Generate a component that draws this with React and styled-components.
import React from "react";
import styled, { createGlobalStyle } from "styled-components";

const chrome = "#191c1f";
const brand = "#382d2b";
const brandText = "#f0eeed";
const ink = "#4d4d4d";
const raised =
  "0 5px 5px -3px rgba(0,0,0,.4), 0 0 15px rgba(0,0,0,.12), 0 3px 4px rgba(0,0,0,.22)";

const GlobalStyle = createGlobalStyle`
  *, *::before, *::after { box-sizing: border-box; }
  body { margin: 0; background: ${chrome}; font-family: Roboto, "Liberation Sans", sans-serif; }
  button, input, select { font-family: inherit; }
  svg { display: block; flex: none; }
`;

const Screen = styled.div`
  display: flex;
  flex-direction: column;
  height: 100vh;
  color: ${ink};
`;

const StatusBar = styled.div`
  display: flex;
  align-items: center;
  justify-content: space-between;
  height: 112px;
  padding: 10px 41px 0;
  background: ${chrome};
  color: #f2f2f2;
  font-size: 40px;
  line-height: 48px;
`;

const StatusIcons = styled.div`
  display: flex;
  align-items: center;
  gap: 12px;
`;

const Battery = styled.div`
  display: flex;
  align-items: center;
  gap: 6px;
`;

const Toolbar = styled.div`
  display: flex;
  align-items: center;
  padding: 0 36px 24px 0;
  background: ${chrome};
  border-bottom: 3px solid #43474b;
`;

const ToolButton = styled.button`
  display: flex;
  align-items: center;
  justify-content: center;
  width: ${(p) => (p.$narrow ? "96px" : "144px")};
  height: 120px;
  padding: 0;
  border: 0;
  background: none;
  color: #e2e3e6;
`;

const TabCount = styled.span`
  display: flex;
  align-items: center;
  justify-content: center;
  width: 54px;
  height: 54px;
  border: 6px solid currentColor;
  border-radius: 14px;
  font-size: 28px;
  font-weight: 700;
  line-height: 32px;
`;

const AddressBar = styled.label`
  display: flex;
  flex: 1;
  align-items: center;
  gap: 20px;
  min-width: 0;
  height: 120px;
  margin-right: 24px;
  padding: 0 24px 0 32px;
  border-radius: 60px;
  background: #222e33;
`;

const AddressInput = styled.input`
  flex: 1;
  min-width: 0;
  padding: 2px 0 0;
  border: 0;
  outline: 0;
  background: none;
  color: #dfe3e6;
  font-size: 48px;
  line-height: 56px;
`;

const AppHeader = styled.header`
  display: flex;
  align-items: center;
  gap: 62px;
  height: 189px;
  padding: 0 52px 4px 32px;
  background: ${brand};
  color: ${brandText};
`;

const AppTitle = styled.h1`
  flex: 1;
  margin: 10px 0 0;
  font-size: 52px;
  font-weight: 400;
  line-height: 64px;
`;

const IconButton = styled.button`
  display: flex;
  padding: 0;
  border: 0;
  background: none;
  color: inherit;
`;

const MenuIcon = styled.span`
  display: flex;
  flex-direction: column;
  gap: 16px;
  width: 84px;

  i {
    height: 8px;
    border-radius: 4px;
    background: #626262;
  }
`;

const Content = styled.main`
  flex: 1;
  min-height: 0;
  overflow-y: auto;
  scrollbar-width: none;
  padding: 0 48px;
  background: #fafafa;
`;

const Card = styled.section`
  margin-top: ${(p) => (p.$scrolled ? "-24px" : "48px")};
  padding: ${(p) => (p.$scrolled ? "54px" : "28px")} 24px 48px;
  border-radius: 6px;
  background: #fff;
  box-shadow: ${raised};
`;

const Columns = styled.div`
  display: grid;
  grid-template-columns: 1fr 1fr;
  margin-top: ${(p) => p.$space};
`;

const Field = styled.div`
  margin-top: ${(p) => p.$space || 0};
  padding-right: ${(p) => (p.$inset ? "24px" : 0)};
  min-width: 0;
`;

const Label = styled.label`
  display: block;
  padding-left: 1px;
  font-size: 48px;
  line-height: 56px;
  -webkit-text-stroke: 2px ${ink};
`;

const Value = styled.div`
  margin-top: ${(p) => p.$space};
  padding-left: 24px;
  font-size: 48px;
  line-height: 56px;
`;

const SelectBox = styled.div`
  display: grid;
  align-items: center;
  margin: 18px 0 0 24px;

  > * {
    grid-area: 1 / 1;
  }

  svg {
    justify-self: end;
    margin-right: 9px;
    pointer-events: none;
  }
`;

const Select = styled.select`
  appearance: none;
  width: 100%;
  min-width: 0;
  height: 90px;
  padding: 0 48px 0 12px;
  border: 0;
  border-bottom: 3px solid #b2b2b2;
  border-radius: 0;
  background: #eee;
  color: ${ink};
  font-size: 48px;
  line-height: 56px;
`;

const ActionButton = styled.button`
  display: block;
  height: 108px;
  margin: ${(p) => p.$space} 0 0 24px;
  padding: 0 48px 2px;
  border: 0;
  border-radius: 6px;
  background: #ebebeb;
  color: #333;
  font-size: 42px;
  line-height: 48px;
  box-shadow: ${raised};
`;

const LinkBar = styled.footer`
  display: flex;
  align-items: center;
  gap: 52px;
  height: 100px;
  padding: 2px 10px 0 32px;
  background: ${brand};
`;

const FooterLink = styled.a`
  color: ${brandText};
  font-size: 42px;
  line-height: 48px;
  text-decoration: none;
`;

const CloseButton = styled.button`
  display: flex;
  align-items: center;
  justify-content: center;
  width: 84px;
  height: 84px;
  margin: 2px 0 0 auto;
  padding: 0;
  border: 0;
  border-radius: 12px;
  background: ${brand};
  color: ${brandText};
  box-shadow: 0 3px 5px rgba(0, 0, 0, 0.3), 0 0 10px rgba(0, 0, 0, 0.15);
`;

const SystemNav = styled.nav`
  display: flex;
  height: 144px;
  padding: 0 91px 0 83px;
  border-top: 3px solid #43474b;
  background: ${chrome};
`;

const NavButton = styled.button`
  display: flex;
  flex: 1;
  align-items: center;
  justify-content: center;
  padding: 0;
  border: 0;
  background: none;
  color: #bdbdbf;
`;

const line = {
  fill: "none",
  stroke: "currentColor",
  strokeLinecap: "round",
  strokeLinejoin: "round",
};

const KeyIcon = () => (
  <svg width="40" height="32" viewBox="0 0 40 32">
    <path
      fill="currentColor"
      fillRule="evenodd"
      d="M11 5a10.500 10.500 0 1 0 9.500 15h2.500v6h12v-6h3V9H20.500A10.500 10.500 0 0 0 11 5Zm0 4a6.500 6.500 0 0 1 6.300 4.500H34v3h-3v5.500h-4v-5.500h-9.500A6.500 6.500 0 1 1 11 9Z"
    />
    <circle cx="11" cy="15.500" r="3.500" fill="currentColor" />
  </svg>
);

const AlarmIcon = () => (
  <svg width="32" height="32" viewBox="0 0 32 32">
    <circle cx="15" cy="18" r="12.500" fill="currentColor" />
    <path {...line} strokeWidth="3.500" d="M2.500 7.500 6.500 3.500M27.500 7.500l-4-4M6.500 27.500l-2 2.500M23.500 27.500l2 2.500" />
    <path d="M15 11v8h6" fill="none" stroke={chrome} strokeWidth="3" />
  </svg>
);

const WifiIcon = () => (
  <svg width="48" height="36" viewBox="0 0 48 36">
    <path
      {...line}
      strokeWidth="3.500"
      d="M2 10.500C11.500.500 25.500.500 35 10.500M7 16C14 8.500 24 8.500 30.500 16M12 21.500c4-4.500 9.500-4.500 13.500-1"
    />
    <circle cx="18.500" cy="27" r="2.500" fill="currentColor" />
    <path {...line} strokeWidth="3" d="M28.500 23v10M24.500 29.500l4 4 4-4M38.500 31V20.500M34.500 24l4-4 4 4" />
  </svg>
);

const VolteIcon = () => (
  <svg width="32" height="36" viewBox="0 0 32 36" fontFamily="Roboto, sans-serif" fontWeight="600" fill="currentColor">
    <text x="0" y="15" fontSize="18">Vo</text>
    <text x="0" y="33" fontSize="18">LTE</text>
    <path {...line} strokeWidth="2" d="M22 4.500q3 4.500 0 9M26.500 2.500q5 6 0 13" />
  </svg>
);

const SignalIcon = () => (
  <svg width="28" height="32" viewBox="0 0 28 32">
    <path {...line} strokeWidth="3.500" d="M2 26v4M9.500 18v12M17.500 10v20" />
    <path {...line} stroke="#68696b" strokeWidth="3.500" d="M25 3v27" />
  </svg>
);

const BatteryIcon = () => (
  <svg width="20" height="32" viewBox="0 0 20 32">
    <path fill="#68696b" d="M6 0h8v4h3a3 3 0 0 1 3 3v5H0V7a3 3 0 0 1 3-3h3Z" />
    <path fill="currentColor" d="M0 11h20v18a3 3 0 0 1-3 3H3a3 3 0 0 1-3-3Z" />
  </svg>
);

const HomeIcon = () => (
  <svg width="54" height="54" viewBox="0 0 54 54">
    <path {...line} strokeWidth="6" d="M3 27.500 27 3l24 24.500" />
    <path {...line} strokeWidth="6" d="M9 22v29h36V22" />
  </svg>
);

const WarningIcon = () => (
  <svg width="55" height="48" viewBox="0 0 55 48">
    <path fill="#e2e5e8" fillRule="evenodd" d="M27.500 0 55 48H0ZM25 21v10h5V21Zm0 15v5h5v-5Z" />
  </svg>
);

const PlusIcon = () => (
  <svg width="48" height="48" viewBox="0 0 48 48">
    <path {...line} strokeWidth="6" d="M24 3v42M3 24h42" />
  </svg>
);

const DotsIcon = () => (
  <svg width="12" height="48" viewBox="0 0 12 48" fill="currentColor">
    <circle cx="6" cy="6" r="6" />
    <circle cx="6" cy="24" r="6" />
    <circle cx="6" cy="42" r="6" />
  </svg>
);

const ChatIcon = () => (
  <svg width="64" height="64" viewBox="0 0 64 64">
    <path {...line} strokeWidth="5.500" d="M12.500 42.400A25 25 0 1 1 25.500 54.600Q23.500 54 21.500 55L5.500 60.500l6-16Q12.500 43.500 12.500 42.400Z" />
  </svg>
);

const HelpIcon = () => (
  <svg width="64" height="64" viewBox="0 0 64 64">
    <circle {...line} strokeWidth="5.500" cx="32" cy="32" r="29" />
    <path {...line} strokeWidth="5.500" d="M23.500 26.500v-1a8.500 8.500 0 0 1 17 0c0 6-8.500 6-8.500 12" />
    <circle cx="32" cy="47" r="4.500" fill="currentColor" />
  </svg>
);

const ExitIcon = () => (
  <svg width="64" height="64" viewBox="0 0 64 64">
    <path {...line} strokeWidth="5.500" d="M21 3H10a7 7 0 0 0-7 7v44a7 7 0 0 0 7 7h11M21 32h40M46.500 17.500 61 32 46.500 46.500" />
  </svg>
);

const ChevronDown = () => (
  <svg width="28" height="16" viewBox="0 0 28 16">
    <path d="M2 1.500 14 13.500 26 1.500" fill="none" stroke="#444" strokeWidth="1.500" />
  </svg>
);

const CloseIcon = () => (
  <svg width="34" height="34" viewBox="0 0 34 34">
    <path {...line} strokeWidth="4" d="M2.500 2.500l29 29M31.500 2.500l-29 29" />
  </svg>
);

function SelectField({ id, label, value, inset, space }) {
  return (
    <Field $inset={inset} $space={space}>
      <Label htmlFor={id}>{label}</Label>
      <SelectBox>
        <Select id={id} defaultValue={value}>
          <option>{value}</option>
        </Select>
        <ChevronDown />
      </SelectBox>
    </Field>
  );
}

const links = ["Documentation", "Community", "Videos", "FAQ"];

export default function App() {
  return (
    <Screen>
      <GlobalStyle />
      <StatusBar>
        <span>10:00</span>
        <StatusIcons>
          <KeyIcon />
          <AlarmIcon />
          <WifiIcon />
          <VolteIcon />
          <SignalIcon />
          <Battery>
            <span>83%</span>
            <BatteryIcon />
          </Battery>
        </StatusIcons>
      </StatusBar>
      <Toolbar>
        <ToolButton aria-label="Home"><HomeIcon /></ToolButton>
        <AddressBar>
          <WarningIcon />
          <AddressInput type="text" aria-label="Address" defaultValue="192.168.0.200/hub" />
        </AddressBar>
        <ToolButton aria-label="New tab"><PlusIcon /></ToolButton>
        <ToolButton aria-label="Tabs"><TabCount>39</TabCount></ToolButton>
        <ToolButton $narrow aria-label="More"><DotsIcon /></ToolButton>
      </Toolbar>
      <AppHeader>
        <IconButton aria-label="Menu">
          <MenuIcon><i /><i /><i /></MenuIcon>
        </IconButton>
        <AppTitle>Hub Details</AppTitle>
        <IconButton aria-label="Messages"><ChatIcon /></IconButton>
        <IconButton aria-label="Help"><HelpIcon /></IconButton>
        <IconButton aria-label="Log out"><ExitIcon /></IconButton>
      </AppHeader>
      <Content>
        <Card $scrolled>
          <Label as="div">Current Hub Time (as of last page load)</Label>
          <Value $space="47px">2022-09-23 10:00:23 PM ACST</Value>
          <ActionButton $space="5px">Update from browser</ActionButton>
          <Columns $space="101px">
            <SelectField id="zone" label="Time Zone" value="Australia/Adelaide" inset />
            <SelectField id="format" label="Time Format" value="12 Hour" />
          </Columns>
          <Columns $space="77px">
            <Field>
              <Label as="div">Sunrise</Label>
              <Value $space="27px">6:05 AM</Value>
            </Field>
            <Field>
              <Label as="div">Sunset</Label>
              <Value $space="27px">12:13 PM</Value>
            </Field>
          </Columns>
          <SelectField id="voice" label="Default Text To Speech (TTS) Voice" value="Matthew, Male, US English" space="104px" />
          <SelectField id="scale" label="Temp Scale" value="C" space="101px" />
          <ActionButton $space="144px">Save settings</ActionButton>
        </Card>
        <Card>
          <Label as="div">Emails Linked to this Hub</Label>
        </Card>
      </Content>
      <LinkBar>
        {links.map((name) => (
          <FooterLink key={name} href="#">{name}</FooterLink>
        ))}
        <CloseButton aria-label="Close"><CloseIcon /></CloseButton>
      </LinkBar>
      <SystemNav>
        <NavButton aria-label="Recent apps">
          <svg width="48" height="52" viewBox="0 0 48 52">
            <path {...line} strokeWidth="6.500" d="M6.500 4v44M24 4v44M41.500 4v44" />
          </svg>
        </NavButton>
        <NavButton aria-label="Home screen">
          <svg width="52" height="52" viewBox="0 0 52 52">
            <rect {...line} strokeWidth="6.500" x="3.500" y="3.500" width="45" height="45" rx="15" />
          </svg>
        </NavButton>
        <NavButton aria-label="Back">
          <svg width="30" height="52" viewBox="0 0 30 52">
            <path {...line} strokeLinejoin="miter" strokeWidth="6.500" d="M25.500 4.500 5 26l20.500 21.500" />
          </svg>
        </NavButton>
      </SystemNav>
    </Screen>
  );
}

+ + + + +

Given task
Print, please, the lines from the first line of the material through the line that contains "5px 5px -3px", exactly as written and with nothing added.

The completed task
Generate a component that draws this with React and styled-components.
import React from "react";
import styled, { createGlobalStyle } from "styled-components";

const chrome = "#191c1f";
const brand = "#382d2b";
const brandText = "#f0eeed";
const ink = "#4d4d4d";
const raised =
  "0 5px 5px -3px rgba(0,0,0,.4), 0 0 15px rgba(0,0,0,.12), 0 3px 4px rgba(0,0,0,.22)";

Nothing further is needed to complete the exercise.